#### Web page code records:
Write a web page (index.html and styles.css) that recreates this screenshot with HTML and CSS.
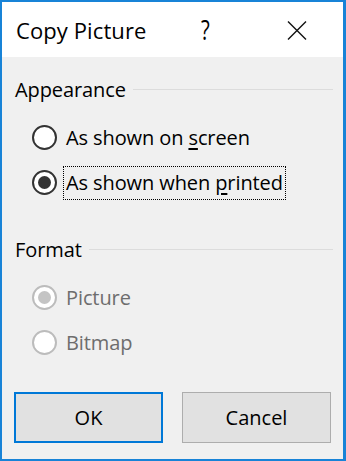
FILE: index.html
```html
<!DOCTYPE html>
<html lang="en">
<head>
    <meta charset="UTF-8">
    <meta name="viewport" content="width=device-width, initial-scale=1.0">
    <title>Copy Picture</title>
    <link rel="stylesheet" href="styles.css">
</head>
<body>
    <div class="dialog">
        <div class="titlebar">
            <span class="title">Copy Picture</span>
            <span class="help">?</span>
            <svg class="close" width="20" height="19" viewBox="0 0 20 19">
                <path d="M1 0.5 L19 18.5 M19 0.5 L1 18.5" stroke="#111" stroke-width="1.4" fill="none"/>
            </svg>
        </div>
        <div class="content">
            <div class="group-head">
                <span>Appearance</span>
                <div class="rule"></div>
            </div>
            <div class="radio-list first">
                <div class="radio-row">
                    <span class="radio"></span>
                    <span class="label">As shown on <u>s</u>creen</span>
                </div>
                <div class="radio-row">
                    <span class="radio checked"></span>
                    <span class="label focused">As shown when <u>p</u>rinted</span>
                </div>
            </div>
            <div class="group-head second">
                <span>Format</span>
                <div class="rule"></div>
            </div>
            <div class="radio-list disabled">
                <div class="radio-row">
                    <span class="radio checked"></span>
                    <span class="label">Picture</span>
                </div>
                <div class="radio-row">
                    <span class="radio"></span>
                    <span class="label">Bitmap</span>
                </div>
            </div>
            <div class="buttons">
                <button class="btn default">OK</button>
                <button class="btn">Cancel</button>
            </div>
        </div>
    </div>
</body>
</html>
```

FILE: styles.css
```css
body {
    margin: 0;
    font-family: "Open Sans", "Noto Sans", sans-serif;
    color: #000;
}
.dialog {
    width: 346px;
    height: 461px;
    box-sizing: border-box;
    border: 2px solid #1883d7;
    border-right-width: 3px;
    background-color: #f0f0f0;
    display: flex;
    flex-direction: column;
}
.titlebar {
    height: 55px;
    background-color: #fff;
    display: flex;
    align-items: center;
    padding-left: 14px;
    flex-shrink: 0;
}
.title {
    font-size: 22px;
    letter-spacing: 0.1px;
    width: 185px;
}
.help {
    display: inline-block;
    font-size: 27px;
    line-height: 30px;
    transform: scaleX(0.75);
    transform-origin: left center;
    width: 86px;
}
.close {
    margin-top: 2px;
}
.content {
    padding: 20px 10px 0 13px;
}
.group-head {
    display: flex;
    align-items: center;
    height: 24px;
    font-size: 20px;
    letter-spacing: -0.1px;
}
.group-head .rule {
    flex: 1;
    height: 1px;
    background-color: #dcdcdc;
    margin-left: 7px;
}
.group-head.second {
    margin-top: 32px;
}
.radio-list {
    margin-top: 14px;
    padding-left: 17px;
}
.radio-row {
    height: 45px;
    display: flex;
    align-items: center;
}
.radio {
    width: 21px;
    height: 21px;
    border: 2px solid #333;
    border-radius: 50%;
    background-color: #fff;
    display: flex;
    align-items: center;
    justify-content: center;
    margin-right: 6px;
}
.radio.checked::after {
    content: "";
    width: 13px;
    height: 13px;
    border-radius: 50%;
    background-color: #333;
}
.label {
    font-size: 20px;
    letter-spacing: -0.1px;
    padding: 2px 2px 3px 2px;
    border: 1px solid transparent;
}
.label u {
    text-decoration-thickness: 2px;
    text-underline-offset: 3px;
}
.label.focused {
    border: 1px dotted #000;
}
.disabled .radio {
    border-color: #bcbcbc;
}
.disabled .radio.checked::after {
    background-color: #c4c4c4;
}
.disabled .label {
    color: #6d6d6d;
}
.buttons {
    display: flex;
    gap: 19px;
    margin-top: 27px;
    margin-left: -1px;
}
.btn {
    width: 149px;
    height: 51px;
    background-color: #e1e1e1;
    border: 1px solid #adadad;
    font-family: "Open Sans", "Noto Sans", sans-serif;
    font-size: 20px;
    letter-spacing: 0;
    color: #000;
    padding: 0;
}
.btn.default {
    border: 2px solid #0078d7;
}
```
...
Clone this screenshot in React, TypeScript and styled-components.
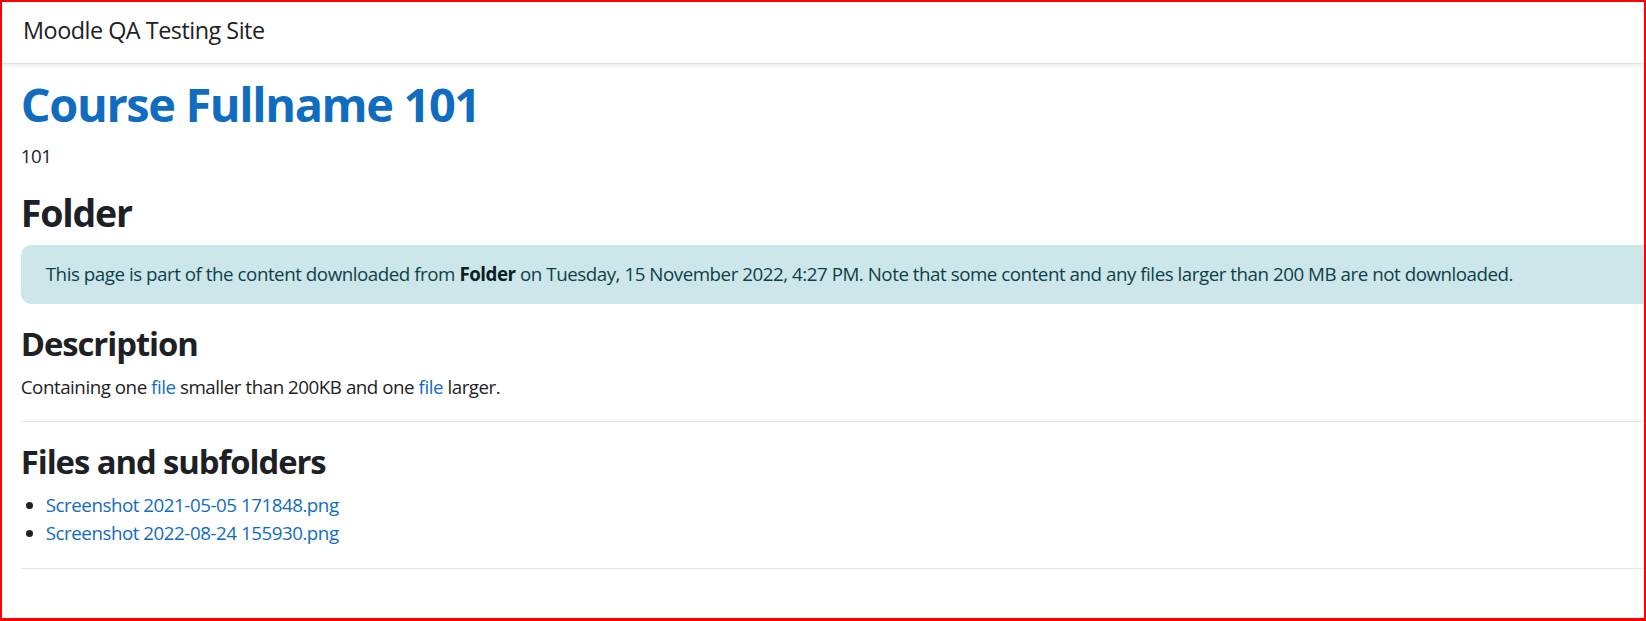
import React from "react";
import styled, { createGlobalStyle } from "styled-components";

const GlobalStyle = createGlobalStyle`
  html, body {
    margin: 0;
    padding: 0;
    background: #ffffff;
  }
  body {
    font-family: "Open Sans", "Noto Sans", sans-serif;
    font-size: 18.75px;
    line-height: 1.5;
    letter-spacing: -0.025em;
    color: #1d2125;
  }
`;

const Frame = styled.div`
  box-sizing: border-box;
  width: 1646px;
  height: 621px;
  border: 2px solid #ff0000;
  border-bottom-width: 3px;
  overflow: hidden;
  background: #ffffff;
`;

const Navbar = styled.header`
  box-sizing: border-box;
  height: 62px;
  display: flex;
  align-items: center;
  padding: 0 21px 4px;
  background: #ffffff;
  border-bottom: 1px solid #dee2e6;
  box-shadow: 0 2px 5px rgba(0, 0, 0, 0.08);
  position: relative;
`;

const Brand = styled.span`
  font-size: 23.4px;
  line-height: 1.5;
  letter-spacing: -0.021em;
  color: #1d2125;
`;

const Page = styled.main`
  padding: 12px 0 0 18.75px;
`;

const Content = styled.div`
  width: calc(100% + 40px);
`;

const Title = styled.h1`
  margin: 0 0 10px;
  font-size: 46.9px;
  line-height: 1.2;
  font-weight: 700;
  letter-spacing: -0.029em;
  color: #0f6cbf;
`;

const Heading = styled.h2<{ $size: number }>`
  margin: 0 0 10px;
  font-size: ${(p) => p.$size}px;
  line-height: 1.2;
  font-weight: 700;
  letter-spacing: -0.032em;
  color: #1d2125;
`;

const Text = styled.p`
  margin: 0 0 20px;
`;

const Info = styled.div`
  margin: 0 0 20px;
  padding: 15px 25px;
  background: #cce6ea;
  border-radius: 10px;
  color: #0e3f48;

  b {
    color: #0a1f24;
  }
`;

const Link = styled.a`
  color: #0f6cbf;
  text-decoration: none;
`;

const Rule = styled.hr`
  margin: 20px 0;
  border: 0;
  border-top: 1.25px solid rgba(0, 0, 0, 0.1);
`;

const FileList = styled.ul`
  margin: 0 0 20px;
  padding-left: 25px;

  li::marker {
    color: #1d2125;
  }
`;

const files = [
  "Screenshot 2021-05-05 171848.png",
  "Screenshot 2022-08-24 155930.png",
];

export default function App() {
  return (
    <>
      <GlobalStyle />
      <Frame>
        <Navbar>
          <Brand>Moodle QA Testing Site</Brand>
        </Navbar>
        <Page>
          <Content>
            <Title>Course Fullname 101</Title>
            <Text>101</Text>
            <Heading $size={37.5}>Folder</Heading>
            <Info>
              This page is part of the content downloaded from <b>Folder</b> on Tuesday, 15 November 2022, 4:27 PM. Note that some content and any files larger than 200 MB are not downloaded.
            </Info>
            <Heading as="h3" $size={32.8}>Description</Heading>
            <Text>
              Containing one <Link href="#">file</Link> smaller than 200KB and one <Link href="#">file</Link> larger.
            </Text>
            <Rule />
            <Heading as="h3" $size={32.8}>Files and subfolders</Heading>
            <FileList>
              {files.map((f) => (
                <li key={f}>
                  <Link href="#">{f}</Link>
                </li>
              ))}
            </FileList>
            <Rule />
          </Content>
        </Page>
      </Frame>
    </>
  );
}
* * *
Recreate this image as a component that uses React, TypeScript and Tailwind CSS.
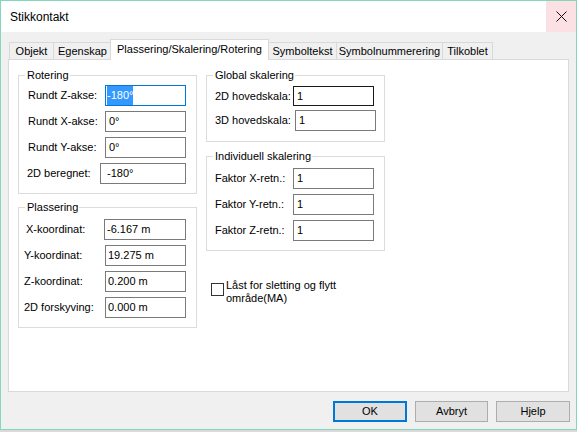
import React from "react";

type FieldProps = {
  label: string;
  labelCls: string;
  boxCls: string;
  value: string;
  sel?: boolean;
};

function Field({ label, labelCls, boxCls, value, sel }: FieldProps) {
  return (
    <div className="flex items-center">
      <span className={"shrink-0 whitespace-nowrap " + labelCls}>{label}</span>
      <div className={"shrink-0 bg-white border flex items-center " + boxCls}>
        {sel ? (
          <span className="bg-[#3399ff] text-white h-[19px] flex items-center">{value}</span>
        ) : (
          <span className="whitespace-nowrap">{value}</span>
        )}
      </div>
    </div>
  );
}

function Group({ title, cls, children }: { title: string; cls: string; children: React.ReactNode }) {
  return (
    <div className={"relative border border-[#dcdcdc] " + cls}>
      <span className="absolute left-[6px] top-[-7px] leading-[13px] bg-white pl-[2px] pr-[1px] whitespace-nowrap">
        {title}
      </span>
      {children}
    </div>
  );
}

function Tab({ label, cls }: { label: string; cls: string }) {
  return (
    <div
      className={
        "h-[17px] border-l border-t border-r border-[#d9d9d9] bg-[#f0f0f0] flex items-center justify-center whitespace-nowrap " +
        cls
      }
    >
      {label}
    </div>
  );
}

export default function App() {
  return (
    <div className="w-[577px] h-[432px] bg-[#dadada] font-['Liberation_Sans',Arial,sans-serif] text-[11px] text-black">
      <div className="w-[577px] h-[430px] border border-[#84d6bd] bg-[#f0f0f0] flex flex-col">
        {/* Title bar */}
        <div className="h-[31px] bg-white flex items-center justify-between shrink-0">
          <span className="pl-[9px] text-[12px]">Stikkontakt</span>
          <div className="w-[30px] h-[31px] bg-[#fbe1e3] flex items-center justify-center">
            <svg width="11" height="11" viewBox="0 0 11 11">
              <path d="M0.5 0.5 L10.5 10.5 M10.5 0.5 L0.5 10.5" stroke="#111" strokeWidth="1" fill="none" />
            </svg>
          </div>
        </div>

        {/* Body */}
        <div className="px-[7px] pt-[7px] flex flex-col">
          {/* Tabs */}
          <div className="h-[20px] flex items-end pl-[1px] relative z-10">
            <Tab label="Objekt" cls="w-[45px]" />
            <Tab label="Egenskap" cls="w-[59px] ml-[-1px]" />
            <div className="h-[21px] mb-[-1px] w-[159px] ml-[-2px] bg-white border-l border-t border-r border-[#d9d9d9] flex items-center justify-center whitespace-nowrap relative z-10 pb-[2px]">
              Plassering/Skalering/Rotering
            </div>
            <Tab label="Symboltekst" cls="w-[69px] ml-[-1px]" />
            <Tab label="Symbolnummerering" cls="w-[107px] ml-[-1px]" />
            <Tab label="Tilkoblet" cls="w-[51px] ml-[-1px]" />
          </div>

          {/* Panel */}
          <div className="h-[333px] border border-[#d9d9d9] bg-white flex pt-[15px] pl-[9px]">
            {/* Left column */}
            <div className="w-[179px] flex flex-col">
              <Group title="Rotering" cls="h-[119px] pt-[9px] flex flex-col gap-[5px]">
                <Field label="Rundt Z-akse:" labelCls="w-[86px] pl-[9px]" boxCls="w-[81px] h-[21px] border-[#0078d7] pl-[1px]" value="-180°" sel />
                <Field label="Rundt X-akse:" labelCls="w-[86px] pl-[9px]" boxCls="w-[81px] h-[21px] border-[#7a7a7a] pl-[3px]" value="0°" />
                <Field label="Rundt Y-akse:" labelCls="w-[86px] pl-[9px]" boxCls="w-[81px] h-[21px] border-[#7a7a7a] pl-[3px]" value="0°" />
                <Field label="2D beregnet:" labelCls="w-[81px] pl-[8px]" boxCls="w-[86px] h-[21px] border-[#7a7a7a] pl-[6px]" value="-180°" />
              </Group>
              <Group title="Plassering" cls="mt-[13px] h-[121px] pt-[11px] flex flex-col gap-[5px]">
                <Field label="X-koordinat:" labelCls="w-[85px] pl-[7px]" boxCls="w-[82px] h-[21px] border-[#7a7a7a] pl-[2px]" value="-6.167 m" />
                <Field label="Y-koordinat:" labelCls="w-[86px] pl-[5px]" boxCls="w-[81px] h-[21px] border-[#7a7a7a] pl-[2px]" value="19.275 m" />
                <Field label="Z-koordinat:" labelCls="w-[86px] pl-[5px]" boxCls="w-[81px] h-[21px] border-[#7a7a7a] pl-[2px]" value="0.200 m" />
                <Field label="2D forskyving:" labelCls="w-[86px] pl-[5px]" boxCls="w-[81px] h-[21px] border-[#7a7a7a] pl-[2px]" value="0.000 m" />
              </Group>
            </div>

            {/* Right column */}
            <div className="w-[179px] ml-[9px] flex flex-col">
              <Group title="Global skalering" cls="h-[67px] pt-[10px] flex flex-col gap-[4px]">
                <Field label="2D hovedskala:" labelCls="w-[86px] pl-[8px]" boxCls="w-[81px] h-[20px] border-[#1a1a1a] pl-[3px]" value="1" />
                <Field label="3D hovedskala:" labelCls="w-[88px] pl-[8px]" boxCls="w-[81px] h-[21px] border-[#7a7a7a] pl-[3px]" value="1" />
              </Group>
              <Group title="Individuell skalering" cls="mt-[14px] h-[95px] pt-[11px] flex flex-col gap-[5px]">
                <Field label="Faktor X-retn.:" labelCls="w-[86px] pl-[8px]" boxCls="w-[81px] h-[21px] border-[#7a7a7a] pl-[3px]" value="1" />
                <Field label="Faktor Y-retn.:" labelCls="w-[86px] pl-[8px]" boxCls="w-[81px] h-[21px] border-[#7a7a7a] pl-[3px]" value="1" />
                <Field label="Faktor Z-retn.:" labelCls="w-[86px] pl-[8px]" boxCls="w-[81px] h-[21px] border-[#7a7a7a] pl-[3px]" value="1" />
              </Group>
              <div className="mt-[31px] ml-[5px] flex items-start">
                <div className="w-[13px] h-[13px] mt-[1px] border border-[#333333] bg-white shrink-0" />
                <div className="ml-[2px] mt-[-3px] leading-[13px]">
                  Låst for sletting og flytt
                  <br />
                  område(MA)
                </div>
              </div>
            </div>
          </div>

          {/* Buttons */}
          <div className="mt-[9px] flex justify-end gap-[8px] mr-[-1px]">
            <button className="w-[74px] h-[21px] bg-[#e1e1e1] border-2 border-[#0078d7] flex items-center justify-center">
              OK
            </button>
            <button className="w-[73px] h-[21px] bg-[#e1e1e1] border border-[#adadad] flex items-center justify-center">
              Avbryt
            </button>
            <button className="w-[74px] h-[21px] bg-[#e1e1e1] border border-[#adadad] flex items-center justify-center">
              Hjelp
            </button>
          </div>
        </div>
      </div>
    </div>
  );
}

#### What is asked:
Copy out every line holding the string "styles".

#### Exercise solution:
Write a web page (index.html and styles.css) that recreates this screenshot with HTML and CSS.
    <link rel="stylesheet" href="styles.css">
FILE: styles.css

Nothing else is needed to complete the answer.